MILWAUKEE -- Residents around the Swing Park where two people were killed, say they're not surprised something like this happened.
Though the park has signs saying it closes at 10:00 p.m., they say people come to the Swing Park at all hours of the night. However, it's never been as serious as what happened Monday.
"This could have come through my bedroom window when I was laying in bed," Lindsey Hermsen said. "My bed is literally parallel with the window."
Hermsen and her roommate Katie Chamberlain live in an apartment next to the Swing Park. They moved in earlier this year and say they were initially excited about the unique use of space below the Holton Street Bridge.
"It's fun people watching, I could sit out with my coffee in the morning and watch runners," Hermsen said. "In two days, it was taken away from my mind because I just saw what was happening at night."
"There's a lot of ruckus that goes on in the swing park late at night but never to the point of a shooting 100 feet outside of your window," Chamberlain said. "People are out here until 4:00 or 5:00 a.m. making noise."

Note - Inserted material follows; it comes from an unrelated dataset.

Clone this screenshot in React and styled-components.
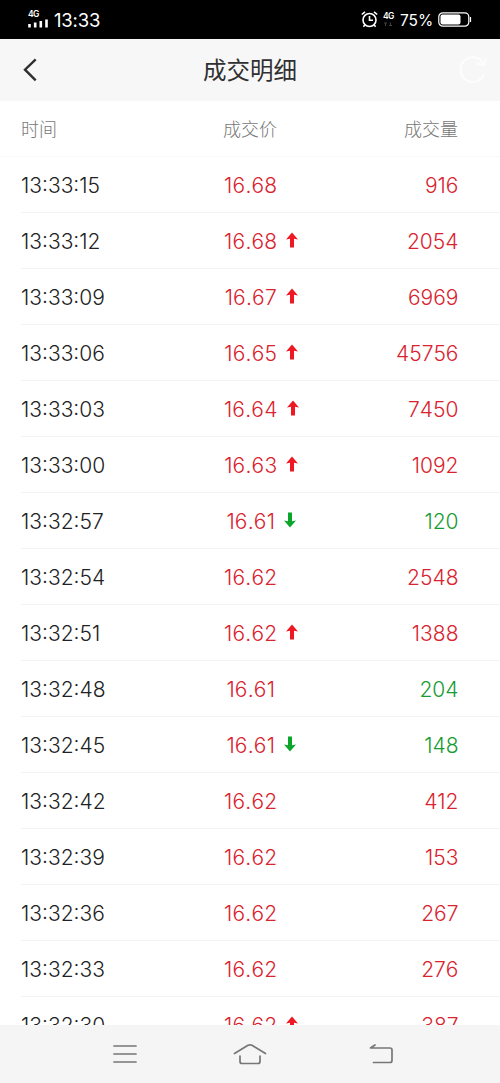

When the shooting erupted around 11:00 p.m., Hermsen and Chamberlain say they heard about six shots. Tuesday morning, it's something that still had them rattled.

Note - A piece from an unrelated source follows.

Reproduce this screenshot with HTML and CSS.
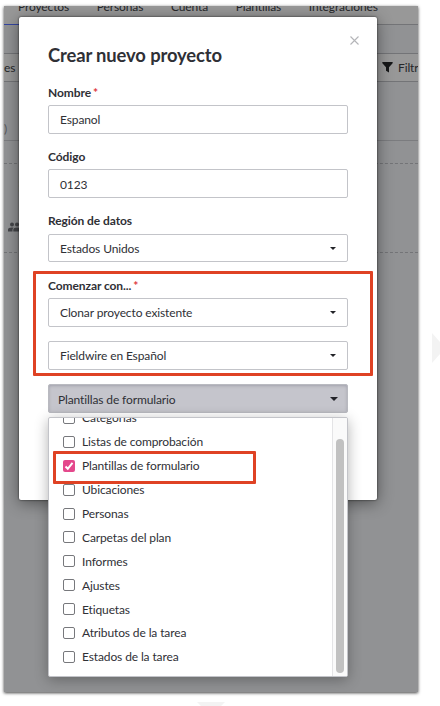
FILE: index.html
```html
<!DOCTYPE html>
<html lang="es">

<head>
    <meta charset="UTF-8">
    <meta name="viewport" content="width=device-width, initial-scale=1.0">
    <title>Crear nuevo proyecto</title>
    <link rel="stylesheet" href="styles.css">
</head>
<body>
    <div class="window">
        <!-- Dimmed page behind the dialog -->
        <div class="page">
            <nav class="tabs">
                <span>Proyectos</span>
                <span>Personas</span>
                <span>Cuenta</span>
                <span>Plantillas</span>
                <span>Integraciones</span>
            </nav>
            <div class="tab-line"></div>
            <div class="spacer"></div>
            <div class="toolbar">
                <span>es</span>
                <span class="filter">
                    <svg width="11" height="11" viewBox="0 0 11 11"><path d="M.8 0h9.4q1 .2.4 1.200L7 5.300v5.200L4 8.700V5.300L.4 1.200Q-.2.200.8 0z" fill="#161718"/></svg>
                    Filtros
                </span>
            </div>
            <div class="summary">)</div>
            <div class="gap-row"></div>
            <div class="project">
                <span class="dots">⋮</span>
                <svg class="people" width="18" height="10" viewBox="0 0 18 10" fill="#45464a"><circle cx="4" cy="2.4" r="2"/><circle cx="9" cy="2.4" r="2"/><path d="M0 9.500V7.600Q0 5.500 4 5.400q1 0 1.600.3Q4.500 6.500 4.500 7.700v1.800zM5.300 9.500V7.600Q5.400 5.500 9 5.400q4 .1 4 2.200v1.900z"/></svg>
            </div>
        </div>

        <!-- Dialog -->
        <div class="modal">
            <svg class="close" width="9" height="9" viewBox="0 0 9 9"><path d="M.5.5l8 8M8.500.5l-8 8" stroke="#b4b5b8" stroke-width="1.100"/></svg>
            <h1>Crear nuevo proyecto</h1>
            <label>Nombre <i>*</i></label>
            <div class="field">Espanol</div>
            <label>Código</label>
            <div class="field code">0123</div>
            <label class="region-label">Región de datos</label>
            <div class="field select region">Estados Unidos</div>
            <label>Comenzar con... <i>*</i></label>
            <div class="field select">Clonar proyecto existente</div>
            <div class="field select source">Fieldwire en Español</div>
            <div class="field select multi">Plantillas de formulario</div>
            <div class="highlight start-highlight"></div>

            <!-- Open menu -->
            <div class="menu">
                <ul>
                    <li><span class="box"></span>Categorías</li>
                    <li><span class="box"></span>Listas de comprobación</li>
                    <li><span class="box checked"><svg width="12" height="12" viewBox="0 0 12 12"><path d="M2.500 6.500l2.300 2.300 4.700-6" fill="none" stroke="#fff" stroke-width="2"/></svg></span>Plantillas de formulario</li>
                    <li><span class="box"></span>Ubicaciones</li>
                    <li><span class="box"></span>Personas</li>
                    <li><span class="box"></span>Carpetas del plan</li>
                    <li><span class="box"></span>Informes</li>
                    <li><span class="box"></span>Ajustes</li>
                    <li><span class="box"></span>Etiquetas</li>
                    <li><span class="box"></span>Atributos de la tarea</li>
                    <li><span class="box"></span>Estados de la tarea</li>
                </ul>
                <div class="scrollbar"><div class="thumb"></div></div>
            </div>
            <div class="highlight option-highlight"></div>
        </div>
    </div>

    <div class="mark mark-right"></div>
    <div class="mark mark-bottom"></div>
</body>

</html>
```
FILE: styles.css
```css
* {
    box-sizing: border-box;
    margin: 0;
    padding: 0;
}

body {
    position: relative;
    width: 440px;
    height: 706px;
    padding: 6px 22px 14px 4px;
    overflow: hidden;
    background-color: #fff;
    color: #2f3036;
    font-family: Lato, sans-serif;
    font-size: 12px;
    letter-spacing: -0.12px;
}

.window {
    position: relative;
    height: 686px;
    box-shadow: 0 1px 3px rgba(0, 0, 0, 0.75);
}

.page {
    height: 100%;
    overflow: hidden;
    background-color: #919294;
    color: #26272a;
}

.tabs {
    display: flex;
    gap: 27.7px;
    height: 17px;
    padding-left: 14px;
    background-color: #989898;
    line-height: 15px;
    white-space: nowrap;
}

.tabs span {
    margin-top: -7px;
}

.tab-line {
    height: 2px;
    background: linear-gradient(to right, #3546a0 15px, #737477 15px) bottom / 100% 1px no-repeat #989898;
}

.spacer {
    height: 28px;
}

.toolbar {
    display: flex;
    justify-content: space-between;
    align-items: center;
    height: 29px;
    border-top: 1px solid #737477;
    border-bottom: 1px solid #737477;
    background-color: #989898;
}

.filter {
    display: flex;
    align-items: center;
    gap: 5px;
    width: 36px;
    white-space: nowrap;
}

.filter svg {
    flex-shrink: 0;
}

.summary {
    height: 59px;
    padding-top: 39px;
    border-bottom: 1px solid #7b7c7f;
    color: #55565a;
}

.gap-row {
    height: 23px;
    border-bottom: 1px dashed #737477;
}

.project {
    height: 89px;
    padding: 15px 0 0 4px;
    border-bottom: 1px dashed #737477;
}

.dots {
    display: block;
    margin-left: 6px;
    line-height: 14px;
}

.people {
    display: block;
    margin-top: 29px;
}

/* Dialog */
.modal {
    position: absolute;
    top: 11px;
    left: 15px;
    width: 358px;
    height: 483px;
    padding: 27px 29px 0;
    border-radius: 2px;
    background-color: #fff;
    box-shadow: 0 3px 16px rgba(0, 0, 0, 0.45), 0 0 2px rgba(0, 0, 0, 0.8);
}

.close {
    position: absolute;
    top: 19px;
    right: 18px;
}

h1 {
    height: 42px;
    font-size: 18.4px;
    line-height: 23px;
    white-space: nowrap;
}

label {
    display: block;
    height: 19px;
    font-weight: bold;
    letter-spacing: -0.08px;
    line-height: 13px;
}

.region-label {
    height: 20px;
}

label i {
    margin-left: -1px;
    color: #e0383e;
    font-style: normal;
}

.field {
    display: flex;
    align-items: center;
    justify-content: space-between;
    height: 29px;
    margin-bottom: 16px;
    padding: 0 11px;
    border: 1px solid #c3c4c9;
    border-radius: 2px;
}

.field.code {
    padding-top: 2px;
}

.field.region {
    height: 28px;
    margin-bottom: 17px;
    padding-top: 1px;
}

.select::after {
    content: "";
    margin-top: -1px;
    border: 3px solid transparent;
    border-top-color: #222328;
    border-bottom: 0;
}

.field.source {
    margin: -2px 0 14px;
}

.field.multi {
    margin-bottom: 0;
    padding: 2px 9px 0;
    background-color: #c5c5cc;
    border-color: #b9bac0;
    box-shadow: inset 0 1px 3px rgba(60, 60, 80, 0.25);
}

.multi::after {
    border-width: 4px 4px 0;
}

/* Menu */
.menu {
    position: absolute;
    top: 400px;
    left: 29px;
    display: flex;
    width: 300px;
    height: 260px;
    overflow: hidden;
    border: 1px solid #c3c4c9;
    border-radius: 2px;
    background-color: #fff;
    box-shadow: 0 3px 14px rgba(0, 0, 0, 0.3);
}

.menu ul {
    flex: 1;
    margin-top: -12px;
    list-style: none;
}

.menu li {
    display: flex;
    align-items: center;
    gap: 7px;
    height: 23.9px;
    padding-left: 14px;
    line-height: 11px;
}

.box {
    width: 12px;
    height: 12px;
    border: 1px solid #77787c;
    border-radius: 2px;
}

.box.checked {
    border: 0;
    background-color: #e4488c;
}

.box svg {
    display: block;
}

.scrollbar {
    width: 15px;
    padding: 21px 3px 3px;
    border-left: 1px solid #e4e4e6;
    background-color: #fafafa;
}

.thumb {
    width: 8px;
    height: 100%;
    border-radius: 4px;
    background-color: #c1c1c1;
}

/* Red outlines */
.highlight {
    position: absolute;
    border: 3px solid #df4224;
    border-radius: 1px;
}

.start-highlight {
    top: 254px;
    left: 14px;
    width: 340px;
    height: 105px;
}

.option-highlight {
    top: 434px;
    left: 34px;
    width: 203px;
    height: 33px;
}

/* Faint marks at the edges */
.mark {
    position: absolute;
    background-color: #f3f3f3;
}

.mark-right {
    top: 333px;
    right: 0;
    width: 8px;
    height: 30px;
    clip-path: polygon(0 0, 100% 30%, 100% 70%, 0 100%);
}

.mark-bottom {
    bottom: 0;
    left: 197px;
    width: 28px;
    height: 4px;
    clip-path: polygon(0 0, 100% 0, 86% 100%, 14% 100%);
}
```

"There were people screaming on the bridge," Chamberlain paused, quietly remembering what she saw less than 12 hours before. "There were people falling and screaming and running this way. It was really sad to me [a child] was probably two or three years old. I don't know if he had a relation to the victim but regardless, a kid like that shouldn't be out here at that time of night. To have to witness something like that at that age is horrifying."
"I was just laying in bed and heard the six pops," Hermsen said. "There was no question it was a gunshot. I looked out my window and immediately saw what looked like significant others screaming and starting CPR on her loved one with a young child standing right next to the adult. That's what struck me most."
Hermsen found her personal and professional lives coming together. She works as an ER nurse. She initially had a feeling of going outside to help the victims.
"It wasn't safe," Hermsen said. "My initial reaction [was to help], but it just wasn't safe. There were still people and no one in clear custody. You could tell the police were looking for bullets. It's a little too close to home. It really is."
Hermsen says she's likely going to reach out to her Alderman, Nik Kovac about what can be done to make the park safer.
"There are activities that just have the potential to escalate like this every single night," Hermsen said. "Am I surprised it happened? No."
She, and several other residents, have opinions ranging from shutting down the Swing Park entirely, or adding extra layers of security.
Alderman Nik Kovac says he's aware of the concerns from residents in the area and has spoken to police. He says, law enforcement is aggressively enforcing the 10:00 p.m. curfew at the park and will continue to do so.
"They're going to be very aggressive with taking care of curfew violations," Kovac said.
Kovac is glad so many people have contacted him and police with concerns. Vigilance like this is what will help lead to a safer park. However, he says there are no plans to eliminate the Swing Park.
"It's a park that's contiguous with a path," Kovac said. "Initially we were very proud of it. It's a very creative way to re-use public space. We have increased security and not just with police. We've added lighting and cameras and an increased police presence. Any other ideas to make it more secure, we're open to them. You don't close parks because bad things happen. You find a way to keep them open."